From Contact Improvisation into Cyr Wheel

This research has been conducted at the National Centre of Circus Arts in London in July 2018.
Cyr Wheel students from NCCA and students from London Contemporary Dance School LCDS had the opportunity to relate their practices and advance in understanding how another technique feeds creative approaches and opens new pathways towards technical integration and skills.

This research was led by Laura Doehler (NCCA)
Assisted by Rick Nodine (LCDS) and Amy Welbourn (NCCA).

Participants:

LCDS:
Alejandra Gissler Hernandez
Alexandra Paal
Olive Hardy
Sam Tyson
Sebastien Kapps
Yane Corfu


NCCA:
Adam Fullick
Chloe Buyer
Fran Grisdals
Jaide annalise Brewer
Josh Curtis


Click here to view the video



Cyr seeks contact was a studio based research that explored how CI can further the practice of Cyr wheel. Over the duration of a week the premise of this research was to further technical development, a new approach to teaching and to expand how we understand and can break perceptions of each discipline by integrating the other.  While the objective was primarily to expand the practice of Cyr wheel it has in many ways allowed dancers to refresh their own practice, technically and artistically in many ways.
The combination of Cyr wheel and Contact improvisation is a research proposition for artists that have body/object and motion as dance partners to meet the challenge of relating those disciplines - as performance makers and performers that make – for contextualization and re-fin(d)ing what moves us.

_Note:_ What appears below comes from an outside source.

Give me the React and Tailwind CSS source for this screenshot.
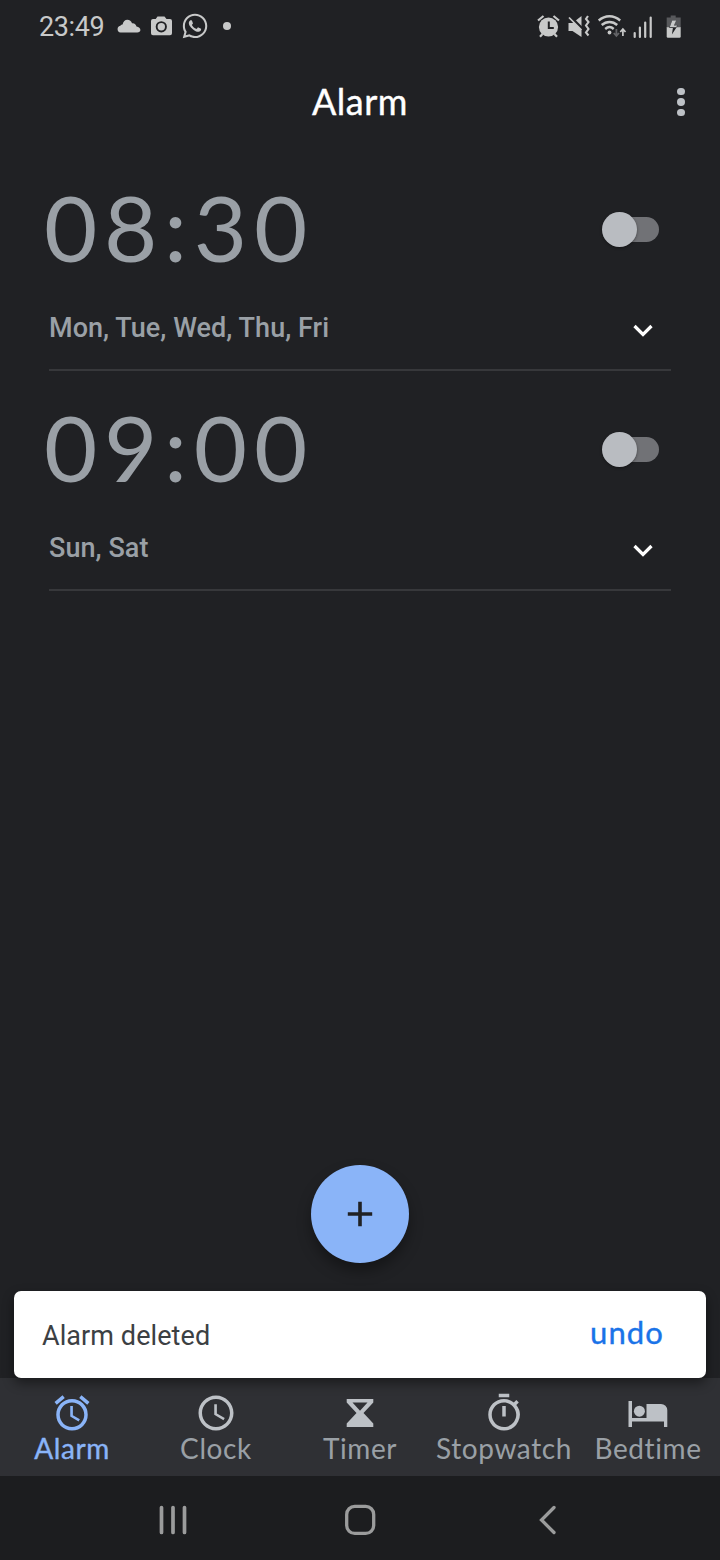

CI supports a preparation and practice that integrates a great variety of elements we aim to train (in dance and Cyr wheel) and does so by furthering our own human principles of movement that concern foremost how we engage with our environment. Through the facilitation of CI classes as preparation method for meeting the wheel we created a daily structure that would help us as facilitators and the students to embark on explorations and findings.

While we had an agenda to re-think our practices, the purpose of the days we spent in the studio was for dancers and cyr wheelers alike to connect to what is unknown territory and let curiosity rule over personal agendas making. An integral part to CI already, the method of engagement and exploration that does not target outcomes, is simply to play; facilitated through the nature of cross-disciplinary work it has allowed for new ways of seeing for both dancers and circus practitioners. Giving a CI class at the beginning of the day allowed for movement principles to be integrated and served as support towards explorations.  Further down the line I will share thoughts how CI preparation methods serve the Cyr wheel but to start with I would like to point to the relevance of play as an integral part to learning, an integral part to dance and specifically to CI practice already that at times in the world of Circus can be underestimated.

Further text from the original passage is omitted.